QUESTION: Hi. Thank you so much for doing this. My question is: How historical do you think this election is? Because we tend to think that what we are living is the most important thing in the world. So I don’t know if in 10, 20 years – how will we remember this --

MR LICHTMAN: I’m sorry, I did not – you’re asking me how important this election is?

QUESTION: I mean, historically, if you think how will – how will this election will remember – will be remembered?

MR LICHTMAN: Okay. First – I got you. First of all, we don’t know. One of the strange features of American politics is elections go on forever. It seems like this election has been dragging on forever, but we’re still six months out, seven months out from the actual election. So there is a very, very long way to go. We still haven’t even selected the nominees yet. So it’s very, very difficult to say how this election will go. Everyone thinks it’s going to be a big surprise election. Well, maybe. But let’s say it’s Hillary Clinton against Ted Cruz. That’s a pretty standard, predictable outcome – nothing unusual, nothing strange. You’ve got kind of your Democratic establishment candidate and somewhat of a Republican establishment candidate. It may be very much of a garden variety election.

And look, also, at every election everybody says this is the most important election in modern history. All elections are important. 2000 election, where George W. Bush beat Al Gore by 537 votes in Florida, was hugely important for shaping the foreign and domestic policies of the United States. Barack Obama’s historic victory in 2008 was extremely important. So to say this is a more important election than any other I think is incorrect.

QUESTION: (Inaudible.)

MR LICHTMAN: Except for one thing. I will add one thing. We are facing perhaps an unprecedented challenge in human history, and that is climate change. Like it or not, climate change is here. We see its manifestations everywhere, with the spread of the Zika mosquito and the virus disease, the fires, the droughts, the polar caps melting. If we don’t deal with climate change, humanity could be facing a grim future. And the outcome of this election may well decide whether the leader of the world – and I don’t mean any offense to any other nation, but in terms of its power, its economy, the United States is the world leader – will the leader of the world (a) acknowledge and (b) take real steps to deal with climate change? I think that – you don’t hear about that. You hear about all these phony issues like trade, as if trade has cost America its prosperity, which is such a pile of nonsense. At best trade is a wash. Yes, it costs some jobs, but it creates jobs through exports. Building a tariff wall around the United States isn’t going to do a darn thing for anyone.

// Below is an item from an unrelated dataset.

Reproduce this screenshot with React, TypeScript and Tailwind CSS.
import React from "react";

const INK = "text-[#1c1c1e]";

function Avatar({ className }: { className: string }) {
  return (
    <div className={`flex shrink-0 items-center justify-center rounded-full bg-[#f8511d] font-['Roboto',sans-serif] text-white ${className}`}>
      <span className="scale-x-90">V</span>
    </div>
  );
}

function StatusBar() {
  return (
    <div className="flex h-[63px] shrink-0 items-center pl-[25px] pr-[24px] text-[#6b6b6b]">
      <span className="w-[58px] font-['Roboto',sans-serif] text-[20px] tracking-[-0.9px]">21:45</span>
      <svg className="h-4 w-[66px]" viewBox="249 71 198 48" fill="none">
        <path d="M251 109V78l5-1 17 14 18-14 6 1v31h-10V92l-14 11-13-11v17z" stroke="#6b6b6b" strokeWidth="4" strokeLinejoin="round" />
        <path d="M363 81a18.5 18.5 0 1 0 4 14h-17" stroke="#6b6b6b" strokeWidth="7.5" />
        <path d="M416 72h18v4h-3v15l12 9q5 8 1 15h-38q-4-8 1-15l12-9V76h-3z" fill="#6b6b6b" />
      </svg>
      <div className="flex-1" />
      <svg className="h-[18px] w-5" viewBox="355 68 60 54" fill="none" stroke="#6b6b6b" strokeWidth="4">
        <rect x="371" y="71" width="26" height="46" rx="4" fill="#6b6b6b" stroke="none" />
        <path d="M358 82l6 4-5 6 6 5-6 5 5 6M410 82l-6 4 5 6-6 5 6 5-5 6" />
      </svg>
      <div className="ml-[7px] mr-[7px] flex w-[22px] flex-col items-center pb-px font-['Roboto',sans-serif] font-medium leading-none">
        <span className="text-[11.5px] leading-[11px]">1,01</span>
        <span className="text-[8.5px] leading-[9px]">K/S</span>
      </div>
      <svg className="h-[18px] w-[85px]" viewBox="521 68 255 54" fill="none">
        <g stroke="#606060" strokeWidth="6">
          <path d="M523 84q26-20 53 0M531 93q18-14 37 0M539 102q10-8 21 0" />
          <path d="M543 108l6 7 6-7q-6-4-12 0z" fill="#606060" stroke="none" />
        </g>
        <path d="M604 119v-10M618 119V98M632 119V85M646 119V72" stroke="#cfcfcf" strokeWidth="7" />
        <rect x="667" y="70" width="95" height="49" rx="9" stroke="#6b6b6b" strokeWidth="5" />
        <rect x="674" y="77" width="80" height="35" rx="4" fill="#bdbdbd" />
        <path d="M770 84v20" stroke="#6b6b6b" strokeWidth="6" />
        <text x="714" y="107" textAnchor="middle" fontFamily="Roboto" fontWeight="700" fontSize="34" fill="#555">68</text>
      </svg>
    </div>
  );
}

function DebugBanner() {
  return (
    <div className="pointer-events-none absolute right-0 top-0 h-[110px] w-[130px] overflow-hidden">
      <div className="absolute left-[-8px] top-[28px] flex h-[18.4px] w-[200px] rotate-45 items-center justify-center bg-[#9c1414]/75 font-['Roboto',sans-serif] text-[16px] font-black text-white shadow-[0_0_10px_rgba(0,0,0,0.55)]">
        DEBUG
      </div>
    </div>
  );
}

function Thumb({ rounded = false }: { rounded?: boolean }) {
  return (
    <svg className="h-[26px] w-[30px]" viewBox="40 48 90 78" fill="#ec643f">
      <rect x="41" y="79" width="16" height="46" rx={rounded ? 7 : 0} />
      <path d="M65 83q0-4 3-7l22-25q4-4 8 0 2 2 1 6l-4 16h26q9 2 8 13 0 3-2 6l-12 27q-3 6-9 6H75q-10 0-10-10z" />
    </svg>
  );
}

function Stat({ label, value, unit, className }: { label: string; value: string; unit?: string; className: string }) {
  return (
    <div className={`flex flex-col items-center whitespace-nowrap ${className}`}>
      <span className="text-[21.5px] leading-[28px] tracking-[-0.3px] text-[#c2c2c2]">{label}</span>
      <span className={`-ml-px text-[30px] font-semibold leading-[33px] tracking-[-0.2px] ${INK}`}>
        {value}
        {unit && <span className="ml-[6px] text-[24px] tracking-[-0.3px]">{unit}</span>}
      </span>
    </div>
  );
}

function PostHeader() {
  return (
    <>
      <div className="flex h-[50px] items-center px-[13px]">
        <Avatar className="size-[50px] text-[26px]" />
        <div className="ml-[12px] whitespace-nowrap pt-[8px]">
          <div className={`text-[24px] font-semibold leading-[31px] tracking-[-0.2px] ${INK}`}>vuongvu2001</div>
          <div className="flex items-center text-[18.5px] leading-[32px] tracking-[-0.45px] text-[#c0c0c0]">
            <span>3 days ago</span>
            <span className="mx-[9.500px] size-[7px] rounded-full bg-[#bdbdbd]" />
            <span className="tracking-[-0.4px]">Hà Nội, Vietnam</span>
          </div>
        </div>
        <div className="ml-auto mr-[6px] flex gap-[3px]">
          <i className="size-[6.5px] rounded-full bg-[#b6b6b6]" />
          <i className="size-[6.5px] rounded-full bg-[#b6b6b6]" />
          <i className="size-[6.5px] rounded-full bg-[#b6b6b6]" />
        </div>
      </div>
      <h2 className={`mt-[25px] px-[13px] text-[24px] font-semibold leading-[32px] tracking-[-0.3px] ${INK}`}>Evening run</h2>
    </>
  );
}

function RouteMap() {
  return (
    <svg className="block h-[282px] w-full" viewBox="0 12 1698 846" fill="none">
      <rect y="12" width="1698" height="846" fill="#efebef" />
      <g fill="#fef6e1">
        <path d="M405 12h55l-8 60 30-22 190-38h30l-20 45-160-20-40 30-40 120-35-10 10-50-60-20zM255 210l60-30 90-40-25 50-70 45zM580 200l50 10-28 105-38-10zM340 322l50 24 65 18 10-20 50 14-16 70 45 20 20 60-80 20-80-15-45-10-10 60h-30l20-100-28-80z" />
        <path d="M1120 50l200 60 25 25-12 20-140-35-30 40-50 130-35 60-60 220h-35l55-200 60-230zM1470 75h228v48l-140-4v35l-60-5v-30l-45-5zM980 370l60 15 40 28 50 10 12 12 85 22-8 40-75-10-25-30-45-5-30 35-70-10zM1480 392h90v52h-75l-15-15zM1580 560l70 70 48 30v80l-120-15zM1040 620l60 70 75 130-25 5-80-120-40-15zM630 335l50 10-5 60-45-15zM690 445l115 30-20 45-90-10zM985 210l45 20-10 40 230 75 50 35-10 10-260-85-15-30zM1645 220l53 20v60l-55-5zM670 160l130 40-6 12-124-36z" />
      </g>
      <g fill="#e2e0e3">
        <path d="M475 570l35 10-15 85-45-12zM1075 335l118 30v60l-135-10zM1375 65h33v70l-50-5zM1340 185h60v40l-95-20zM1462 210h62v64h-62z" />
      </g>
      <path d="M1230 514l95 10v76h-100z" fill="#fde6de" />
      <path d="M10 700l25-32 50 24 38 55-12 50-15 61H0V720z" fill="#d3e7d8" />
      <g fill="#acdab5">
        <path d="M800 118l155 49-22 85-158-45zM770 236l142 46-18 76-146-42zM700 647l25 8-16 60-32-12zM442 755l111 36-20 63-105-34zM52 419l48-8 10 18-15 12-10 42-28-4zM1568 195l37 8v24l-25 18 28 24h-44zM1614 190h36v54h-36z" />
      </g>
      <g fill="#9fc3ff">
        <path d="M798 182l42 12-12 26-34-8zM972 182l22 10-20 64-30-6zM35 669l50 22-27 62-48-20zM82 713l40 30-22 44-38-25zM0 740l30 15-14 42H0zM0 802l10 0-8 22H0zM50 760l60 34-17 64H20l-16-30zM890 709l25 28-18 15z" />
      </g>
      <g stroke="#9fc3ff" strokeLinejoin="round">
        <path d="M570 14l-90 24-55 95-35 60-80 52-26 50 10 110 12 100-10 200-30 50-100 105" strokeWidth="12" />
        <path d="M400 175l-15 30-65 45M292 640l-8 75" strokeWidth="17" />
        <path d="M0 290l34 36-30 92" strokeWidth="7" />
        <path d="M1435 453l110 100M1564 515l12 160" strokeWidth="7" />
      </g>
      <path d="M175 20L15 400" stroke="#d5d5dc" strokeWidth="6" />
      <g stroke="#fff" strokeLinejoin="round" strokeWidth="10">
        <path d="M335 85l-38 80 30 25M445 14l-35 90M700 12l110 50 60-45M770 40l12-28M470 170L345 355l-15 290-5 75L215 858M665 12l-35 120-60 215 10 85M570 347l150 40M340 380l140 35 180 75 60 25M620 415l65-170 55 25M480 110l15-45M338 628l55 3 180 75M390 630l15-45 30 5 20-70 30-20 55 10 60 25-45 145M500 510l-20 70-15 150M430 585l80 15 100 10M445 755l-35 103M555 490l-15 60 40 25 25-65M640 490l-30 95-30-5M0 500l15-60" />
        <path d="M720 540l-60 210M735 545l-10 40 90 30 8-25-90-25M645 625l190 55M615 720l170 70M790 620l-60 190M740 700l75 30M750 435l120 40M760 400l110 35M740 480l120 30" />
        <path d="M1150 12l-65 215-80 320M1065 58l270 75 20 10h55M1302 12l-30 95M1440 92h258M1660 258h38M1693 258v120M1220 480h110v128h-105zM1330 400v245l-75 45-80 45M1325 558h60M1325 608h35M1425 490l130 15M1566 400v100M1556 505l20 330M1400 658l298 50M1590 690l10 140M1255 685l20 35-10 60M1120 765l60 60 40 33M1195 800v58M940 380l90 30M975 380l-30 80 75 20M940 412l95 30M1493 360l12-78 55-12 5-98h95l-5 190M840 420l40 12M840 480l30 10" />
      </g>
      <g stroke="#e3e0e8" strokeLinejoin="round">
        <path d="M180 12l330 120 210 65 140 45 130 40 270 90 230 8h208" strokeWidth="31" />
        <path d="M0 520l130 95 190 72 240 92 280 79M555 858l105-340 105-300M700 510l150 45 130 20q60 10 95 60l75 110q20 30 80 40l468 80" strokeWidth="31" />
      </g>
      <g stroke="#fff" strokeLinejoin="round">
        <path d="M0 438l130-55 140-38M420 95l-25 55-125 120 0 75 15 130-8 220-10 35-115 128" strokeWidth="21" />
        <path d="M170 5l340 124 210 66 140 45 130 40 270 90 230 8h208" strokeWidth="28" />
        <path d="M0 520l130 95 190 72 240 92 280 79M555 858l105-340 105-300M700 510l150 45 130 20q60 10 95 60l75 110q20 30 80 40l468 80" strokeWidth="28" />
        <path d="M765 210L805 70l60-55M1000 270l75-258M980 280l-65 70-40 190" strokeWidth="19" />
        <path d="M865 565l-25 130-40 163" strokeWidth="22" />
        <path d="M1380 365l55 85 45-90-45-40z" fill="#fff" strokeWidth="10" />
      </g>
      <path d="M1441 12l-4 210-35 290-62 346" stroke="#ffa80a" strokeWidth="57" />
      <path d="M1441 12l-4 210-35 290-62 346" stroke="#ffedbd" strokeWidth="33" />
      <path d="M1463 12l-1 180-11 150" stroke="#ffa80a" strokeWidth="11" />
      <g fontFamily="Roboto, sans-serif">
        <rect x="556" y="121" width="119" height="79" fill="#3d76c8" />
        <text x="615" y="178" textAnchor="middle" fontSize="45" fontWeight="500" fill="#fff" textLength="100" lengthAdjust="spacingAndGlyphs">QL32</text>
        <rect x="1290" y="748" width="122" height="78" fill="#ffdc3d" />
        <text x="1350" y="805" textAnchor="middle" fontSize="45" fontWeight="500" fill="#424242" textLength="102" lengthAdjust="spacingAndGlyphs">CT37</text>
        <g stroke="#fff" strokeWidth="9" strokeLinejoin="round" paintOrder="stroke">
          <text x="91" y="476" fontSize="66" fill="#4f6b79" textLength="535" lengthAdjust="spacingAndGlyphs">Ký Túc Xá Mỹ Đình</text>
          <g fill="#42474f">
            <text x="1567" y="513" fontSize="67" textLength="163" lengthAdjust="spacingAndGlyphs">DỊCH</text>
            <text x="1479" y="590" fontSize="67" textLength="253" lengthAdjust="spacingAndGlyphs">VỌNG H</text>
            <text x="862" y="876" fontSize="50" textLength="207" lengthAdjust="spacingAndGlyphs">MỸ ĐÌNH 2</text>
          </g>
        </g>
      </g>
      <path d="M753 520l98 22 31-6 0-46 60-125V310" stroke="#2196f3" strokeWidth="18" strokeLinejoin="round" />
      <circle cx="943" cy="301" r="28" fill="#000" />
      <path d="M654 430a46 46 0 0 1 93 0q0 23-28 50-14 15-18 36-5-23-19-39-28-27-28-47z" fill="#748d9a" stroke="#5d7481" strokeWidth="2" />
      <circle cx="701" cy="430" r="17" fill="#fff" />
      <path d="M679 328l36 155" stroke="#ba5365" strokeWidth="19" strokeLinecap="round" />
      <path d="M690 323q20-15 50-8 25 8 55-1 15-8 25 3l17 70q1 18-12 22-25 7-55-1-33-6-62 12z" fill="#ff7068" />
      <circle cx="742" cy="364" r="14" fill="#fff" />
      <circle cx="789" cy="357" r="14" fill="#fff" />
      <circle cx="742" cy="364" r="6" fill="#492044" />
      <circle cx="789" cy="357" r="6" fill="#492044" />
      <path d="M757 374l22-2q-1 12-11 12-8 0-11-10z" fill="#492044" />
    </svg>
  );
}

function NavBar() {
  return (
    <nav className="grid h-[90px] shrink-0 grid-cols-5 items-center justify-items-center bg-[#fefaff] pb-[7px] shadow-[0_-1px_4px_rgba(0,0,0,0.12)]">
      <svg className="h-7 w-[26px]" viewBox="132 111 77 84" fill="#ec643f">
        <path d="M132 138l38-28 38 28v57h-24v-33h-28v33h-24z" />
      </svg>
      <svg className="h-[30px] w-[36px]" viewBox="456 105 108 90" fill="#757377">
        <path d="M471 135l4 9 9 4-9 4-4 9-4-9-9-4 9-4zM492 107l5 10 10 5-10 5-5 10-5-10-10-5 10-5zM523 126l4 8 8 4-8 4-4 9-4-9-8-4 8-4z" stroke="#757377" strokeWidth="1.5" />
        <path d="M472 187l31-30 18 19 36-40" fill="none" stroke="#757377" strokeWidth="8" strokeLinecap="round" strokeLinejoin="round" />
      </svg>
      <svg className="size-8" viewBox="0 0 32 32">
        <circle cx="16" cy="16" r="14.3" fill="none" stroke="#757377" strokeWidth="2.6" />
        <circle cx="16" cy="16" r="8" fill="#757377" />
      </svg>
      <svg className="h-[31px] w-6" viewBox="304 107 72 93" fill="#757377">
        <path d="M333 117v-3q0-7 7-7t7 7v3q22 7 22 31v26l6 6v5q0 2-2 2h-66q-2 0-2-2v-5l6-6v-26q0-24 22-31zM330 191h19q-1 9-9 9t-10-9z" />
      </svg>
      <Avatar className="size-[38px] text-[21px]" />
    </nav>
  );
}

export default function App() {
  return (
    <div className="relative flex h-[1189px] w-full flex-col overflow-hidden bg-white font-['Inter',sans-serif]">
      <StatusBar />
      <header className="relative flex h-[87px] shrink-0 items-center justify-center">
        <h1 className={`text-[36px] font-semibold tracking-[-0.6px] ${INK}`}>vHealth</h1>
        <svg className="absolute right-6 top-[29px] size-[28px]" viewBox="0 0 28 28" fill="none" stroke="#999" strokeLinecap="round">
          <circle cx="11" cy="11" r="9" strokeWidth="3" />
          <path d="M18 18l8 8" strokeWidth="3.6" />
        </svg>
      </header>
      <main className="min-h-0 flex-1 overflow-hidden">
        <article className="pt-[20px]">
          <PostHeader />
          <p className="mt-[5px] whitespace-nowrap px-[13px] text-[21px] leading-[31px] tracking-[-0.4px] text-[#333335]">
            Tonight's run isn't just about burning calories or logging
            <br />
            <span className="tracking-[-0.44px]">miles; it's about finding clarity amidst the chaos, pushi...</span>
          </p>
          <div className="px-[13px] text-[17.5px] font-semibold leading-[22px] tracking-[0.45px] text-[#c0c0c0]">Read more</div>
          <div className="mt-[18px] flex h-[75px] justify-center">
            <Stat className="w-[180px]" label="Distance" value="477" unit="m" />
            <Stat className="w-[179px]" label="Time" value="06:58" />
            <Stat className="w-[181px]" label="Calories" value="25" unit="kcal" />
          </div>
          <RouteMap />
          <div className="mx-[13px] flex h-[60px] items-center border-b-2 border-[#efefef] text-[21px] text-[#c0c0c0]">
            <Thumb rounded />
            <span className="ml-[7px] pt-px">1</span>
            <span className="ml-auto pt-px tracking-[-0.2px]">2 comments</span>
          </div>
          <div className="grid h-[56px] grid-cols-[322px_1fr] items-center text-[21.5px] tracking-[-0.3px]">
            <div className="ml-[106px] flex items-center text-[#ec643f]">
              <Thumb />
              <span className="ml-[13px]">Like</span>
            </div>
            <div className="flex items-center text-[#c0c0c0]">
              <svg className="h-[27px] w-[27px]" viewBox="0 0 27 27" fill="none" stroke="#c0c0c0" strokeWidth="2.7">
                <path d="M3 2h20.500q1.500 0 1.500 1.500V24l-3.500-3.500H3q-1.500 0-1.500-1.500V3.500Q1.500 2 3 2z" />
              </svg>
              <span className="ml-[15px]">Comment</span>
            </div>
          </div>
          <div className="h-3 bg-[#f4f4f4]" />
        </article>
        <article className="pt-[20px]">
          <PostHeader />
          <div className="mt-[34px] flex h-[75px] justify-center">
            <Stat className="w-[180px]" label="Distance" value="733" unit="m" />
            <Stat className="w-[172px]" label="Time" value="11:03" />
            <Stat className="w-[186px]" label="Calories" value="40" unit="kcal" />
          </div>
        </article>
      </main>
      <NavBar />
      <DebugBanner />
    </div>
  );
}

So we get all these minor issues – building a wall around the Mexican border; come on, how childish can you be – when we’re facing – and you don’t even hear about it, hardly – humanity’s greatest challenge. In that sense, and only in that sense, I think this may be one of the most important elections in American history.

QUESTION: Okay. Thank you very much.

MR LICHTMAN: Thank you. Thank you all.

MODERATOR: Thank you, everyone, for participating. This event is now concluded.